Moscow’s Victory Day parade goes without tanks amid Ukraine drone threat
For the first time since 2007, Moscow’s Victory Day parade skipped tanks and missiles, a conspicuous sign of how Ukraine’s drone war is reshaping Kremlin spectacle.

Moscow’s Victory Day parade went ahead on Red Square without the tanks, missiles and armored vehicles that have long been used to turn Russia’s most important national ritual into a display of force. For the first time since 2007, the annual May 9 procession marking the 81st anniversary of victory over Nazi Germany was held without military hardware, a striking adjustment for a ceremony built around the projection of power.
Russian officials said the pared-back format reflected the “current operational situation,” while Kremlin spokesman Dmitry Peskov blamed Ukraine’s “terrorist activity,” a reference to drone strikes deep inside Russia. The parade still included marching servicemen and a military aircraft flyover, but the absence of hardware from Red Square undercut the familiar image of Russian strength that the Kremlin has cultivated for nearly two decades. Red Square parades have featured military equipment every year since 2008, and after Russia’s full-scale invasion of Ukraine the event became even more closely tied to the war effort.

The change came as Moscow faced tighter security and a U.S.-brokered three-day ceasefire that eased fears of a Ukrainian disruption during the spectacle. Vladimir Putin and several foreign leaders attended, but the visual message was unmistakable: the Kremlin kept the choreography of victory while trimming the symbols that usually give it weight. The Soviet Union lost 27 million people in World War II, and that trauma remains central to Russian state memory, making Victory Day one of the Kremlin’s most powerful tools for mobilizing patriotism and legitimizing sacrifice.

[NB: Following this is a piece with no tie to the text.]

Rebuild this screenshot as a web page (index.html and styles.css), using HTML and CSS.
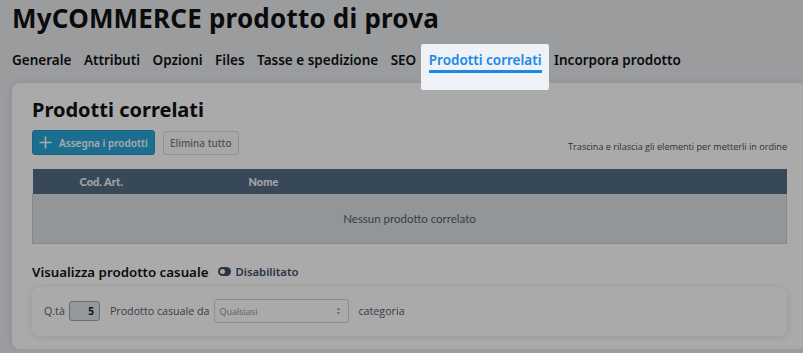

This year, that tool looked less muscular. Many Russian regions also cancelled or scaled back their own Victory Day events, and the Immortal Regiment march, one of the most prominent civilian commemorations, was restricted in some places or moved online. The wider pattern suggested a state recalibrating its public messaging as the war in Ukraine makes it harder to disguise strain. On Red Square, the Kremlin still staged unity and endurance, but the missing military hardware told a different story: even Russia’s biggest show of strength now has to account for the war at its borders and the vulnerability it exposes.